Given instruction » Give the number of lines holding the string "that", and nothing else.

Dataset rows »
-.-.-
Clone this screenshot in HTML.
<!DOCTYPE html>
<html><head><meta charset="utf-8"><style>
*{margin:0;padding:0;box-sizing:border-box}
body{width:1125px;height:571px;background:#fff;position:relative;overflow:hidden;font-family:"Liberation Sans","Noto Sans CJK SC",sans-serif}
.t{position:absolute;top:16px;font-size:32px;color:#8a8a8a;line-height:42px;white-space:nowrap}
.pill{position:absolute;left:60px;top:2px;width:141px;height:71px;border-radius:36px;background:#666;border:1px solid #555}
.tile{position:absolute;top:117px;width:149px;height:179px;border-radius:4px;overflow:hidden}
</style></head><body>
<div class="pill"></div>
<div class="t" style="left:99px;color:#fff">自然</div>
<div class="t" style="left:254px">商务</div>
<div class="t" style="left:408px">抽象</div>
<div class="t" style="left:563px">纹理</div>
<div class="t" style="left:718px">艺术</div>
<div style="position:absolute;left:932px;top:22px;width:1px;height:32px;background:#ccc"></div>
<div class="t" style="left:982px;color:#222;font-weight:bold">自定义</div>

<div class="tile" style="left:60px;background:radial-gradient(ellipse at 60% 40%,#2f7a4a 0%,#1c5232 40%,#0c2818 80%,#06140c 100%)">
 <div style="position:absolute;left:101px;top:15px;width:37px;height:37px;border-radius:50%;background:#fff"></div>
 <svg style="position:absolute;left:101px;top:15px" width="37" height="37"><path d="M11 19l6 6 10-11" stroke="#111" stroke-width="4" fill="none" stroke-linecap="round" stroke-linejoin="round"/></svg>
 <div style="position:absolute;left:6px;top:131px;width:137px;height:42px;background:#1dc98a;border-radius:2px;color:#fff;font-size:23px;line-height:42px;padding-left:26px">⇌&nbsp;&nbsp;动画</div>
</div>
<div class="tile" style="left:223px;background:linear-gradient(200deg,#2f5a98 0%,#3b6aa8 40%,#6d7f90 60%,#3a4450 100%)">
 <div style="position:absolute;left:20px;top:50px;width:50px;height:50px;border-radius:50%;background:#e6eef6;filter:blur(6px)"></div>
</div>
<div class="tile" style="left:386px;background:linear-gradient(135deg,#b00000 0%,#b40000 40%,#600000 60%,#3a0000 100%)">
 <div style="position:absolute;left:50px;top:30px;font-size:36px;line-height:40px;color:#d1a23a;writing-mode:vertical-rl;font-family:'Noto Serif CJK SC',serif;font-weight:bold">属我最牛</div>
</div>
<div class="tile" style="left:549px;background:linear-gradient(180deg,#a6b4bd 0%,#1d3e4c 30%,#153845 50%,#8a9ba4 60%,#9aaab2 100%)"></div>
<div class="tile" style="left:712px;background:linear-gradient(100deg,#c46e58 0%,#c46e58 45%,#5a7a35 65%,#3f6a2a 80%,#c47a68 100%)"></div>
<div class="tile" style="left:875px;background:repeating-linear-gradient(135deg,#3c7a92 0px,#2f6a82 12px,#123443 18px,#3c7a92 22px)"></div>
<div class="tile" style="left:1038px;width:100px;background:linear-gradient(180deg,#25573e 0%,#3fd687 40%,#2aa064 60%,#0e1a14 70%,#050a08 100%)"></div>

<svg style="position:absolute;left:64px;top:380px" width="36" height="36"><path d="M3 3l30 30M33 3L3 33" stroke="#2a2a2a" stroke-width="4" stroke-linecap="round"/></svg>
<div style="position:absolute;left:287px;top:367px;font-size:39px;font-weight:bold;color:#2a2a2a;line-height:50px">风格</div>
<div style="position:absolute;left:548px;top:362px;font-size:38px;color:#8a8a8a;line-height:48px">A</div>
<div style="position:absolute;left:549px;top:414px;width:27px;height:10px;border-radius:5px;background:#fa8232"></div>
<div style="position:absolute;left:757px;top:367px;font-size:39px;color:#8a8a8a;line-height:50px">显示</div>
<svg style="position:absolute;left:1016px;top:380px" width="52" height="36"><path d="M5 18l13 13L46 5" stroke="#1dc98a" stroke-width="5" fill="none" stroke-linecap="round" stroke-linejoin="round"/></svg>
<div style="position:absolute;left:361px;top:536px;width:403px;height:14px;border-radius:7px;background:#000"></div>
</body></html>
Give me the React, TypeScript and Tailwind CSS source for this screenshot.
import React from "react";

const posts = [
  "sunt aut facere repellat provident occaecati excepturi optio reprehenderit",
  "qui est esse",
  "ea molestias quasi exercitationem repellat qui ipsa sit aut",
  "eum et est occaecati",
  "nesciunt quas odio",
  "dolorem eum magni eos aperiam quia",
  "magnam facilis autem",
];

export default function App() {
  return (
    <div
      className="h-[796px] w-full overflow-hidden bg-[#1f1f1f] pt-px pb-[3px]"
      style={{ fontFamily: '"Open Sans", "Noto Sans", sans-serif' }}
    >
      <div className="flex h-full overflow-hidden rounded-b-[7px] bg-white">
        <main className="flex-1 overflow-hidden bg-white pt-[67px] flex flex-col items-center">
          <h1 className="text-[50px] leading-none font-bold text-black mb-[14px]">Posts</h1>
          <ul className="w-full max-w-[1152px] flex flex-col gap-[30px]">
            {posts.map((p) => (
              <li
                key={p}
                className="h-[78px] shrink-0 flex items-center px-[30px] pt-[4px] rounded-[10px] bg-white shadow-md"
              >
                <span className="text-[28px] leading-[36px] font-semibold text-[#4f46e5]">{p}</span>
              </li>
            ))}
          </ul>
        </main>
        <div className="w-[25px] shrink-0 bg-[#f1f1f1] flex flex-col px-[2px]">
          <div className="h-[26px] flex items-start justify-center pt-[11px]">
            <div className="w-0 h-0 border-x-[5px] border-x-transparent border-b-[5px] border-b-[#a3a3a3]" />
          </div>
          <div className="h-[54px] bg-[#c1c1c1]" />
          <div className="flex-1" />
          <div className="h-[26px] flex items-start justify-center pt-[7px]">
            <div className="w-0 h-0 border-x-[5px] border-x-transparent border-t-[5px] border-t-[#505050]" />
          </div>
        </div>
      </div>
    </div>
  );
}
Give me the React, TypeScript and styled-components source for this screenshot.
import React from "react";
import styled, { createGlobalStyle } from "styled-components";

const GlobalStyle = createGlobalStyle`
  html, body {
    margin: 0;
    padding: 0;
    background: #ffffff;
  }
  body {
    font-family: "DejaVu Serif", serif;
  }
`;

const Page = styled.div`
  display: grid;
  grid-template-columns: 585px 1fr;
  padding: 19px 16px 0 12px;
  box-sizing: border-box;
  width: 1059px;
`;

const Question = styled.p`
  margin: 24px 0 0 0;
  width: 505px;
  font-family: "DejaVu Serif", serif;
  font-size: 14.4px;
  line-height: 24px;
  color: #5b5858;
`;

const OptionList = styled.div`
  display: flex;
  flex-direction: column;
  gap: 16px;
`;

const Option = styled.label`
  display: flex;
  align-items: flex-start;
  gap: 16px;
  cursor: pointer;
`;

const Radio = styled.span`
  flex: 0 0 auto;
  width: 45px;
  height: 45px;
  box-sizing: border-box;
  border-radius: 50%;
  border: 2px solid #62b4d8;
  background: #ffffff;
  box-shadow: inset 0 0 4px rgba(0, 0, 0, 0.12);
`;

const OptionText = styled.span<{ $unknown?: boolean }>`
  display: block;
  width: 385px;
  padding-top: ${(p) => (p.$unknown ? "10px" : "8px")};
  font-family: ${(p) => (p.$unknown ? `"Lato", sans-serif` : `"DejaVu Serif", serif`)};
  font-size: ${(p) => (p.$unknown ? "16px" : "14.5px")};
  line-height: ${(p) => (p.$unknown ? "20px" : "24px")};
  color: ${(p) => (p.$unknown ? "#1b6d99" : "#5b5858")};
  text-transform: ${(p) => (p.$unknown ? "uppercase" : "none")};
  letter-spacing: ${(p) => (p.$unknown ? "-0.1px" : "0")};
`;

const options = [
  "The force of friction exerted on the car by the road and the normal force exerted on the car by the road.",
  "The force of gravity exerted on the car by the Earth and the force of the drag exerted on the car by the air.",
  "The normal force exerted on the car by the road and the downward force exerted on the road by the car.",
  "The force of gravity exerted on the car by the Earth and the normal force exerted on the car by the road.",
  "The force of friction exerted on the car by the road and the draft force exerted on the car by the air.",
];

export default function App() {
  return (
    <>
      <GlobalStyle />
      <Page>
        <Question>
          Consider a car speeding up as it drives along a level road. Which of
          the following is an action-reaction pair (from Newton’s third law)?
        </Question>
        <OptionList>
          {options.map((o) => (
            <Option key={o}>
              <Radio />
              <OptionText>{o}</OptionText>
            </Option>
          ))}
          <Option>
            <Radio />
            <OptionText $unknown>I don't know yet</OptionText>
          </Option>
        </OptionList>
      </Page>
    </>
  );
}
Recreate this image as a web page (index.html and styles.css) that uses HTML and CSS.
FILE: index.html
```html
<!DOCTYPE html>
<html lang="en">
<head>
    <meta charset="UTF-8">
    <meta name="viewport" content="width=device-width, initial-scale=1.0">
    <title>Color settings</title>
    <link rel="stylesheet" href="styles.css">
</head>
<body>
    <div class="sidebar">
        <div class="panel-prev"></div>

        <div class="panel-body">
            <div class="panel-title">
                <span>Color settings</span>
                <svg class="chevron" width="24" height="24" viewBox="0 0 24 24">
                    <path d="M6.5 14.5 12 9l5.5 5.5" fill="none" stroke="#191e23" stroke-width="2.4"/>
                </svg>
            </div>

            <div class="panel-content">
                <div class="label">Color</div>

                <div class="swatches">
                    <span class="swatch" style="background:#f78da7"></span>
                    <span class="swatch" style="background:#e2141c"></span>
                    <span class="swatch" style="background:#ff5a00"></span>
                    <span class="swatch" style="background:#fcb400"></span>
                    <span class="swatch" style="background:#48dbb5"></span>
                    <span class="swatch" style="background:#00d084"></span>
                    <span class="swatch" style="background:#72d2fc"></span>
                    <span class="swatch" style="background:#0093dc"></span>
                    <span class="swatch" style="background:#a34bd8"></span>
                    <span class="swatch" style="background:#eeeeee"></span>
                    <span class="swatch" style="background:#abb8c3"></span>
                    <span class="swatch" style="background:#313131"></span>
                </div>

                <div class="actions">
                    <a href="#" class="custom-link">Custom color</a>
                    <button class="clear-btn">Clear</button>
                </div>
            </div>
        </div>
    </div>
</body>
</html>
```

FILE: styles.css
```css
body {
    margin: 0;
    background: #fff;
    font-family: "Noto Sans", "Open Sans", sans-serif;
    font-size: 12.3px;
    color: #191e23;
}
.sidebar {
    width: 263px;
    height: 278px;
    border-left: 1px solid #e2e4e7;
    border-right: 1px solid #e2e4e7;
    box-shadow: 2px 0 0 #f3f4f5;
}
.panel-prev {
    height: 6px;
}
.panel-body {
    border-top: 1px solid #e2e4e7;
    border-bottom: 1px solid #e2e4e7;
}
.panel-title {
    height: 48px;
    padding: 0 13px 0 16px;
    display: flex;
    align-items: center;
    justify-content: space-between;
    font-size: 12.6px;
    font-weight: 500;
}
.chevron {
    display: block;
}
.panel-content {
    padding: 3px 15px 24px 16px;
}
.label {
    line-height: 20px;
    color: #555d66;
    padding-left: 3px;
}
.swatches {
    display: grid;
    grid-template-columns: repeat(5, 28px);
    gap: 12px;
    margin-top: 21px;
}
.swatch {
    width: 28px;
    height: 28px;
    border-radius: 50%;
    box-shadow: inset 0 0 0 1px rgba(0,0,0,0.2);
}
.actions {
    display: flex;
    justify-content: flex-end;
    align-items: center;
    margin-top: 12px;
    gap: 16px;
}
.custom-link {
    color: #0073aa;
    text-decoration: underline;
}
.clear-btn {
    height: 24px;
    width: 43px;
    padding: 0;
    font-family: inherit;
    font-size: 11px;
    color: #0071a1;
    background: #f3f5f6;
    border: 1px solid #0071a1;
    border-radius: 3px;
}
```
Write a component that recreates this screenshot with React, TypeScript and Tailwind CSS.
-.-.-
Result of this exercise » 2